Going into your experience abroad, what was your biggest fear, and how did you overcome it? How did your views on the issue change?

Moving to a new country is not as easy as it may sound. At first, I did not know how I would survive without my parents and my sisters around me. My other biggest fear was starting over. I was unsure of how things would be in a new country without family and friends. I thought I was going to lose my friends and lose contact with my family. The best way to overcome fear is to face it.

After I got here, those became completely non-factors. Now I had bigger problems like learning how to fold a taco and confidently put it in my mouth without spilling everything. Thanks to technology and this digital era, I can now Skype call and even Whatsapp call my family and friends almost on daily basis. This helps a lot when I feel homesick, even then though I miss being with them physically.

Is it worthy moving to a foreign country?

This is a question I get from anyone that I tell my story. I will be very honest. If your main reason for moving to a foreign country is solely to make money, then I would say no. Why, you may ask. First of all, moving to a foreign country is not cheap. It is like an investment or a business you are trying to test waters. It means abandoning whatever you were building on and starting over. So it is a risk which might or might not work out. What if it does not work out as you expected?

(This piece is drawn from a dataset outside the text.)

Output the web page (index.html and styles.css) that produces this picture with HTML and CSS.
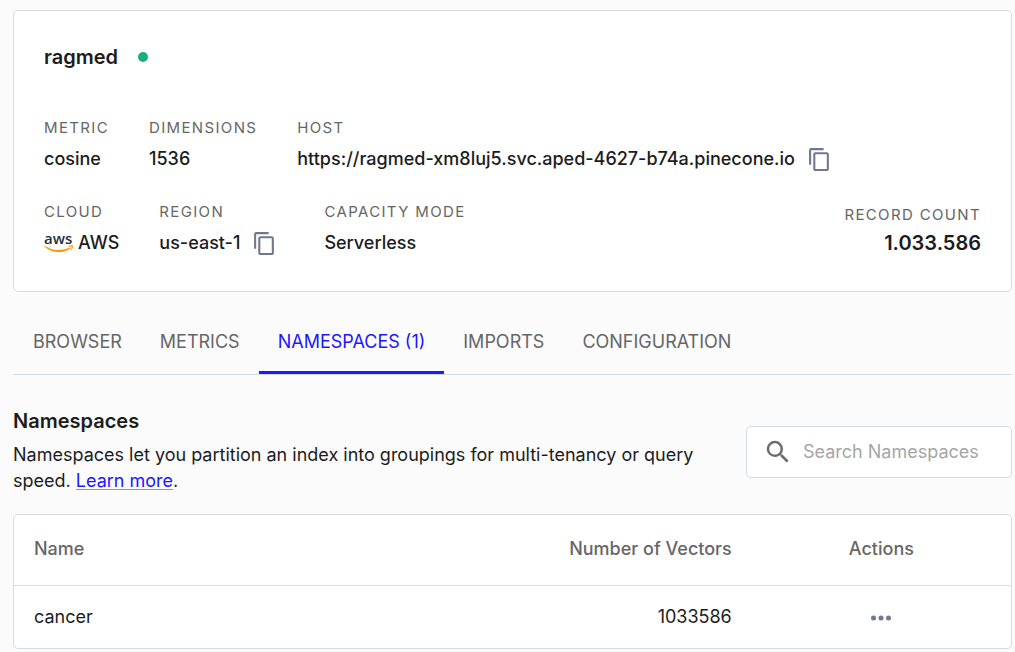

If your main reason is exposure and experience, then money might be just a bonus. Moving to a foreign country, as a teacher especially, comes along with a bunch of advantages. First, the international teaching experiences is a plus in career development. Most importantly, the exposure gives you a new way of perceiving everything and an opportunity to experience diverse cultures and practices. Even though most of these things are now available on the internet, the same internet will never teach you how to fold a Taco and put in your mouth without spilling everything.

Be wild, travel and live a thousand ways!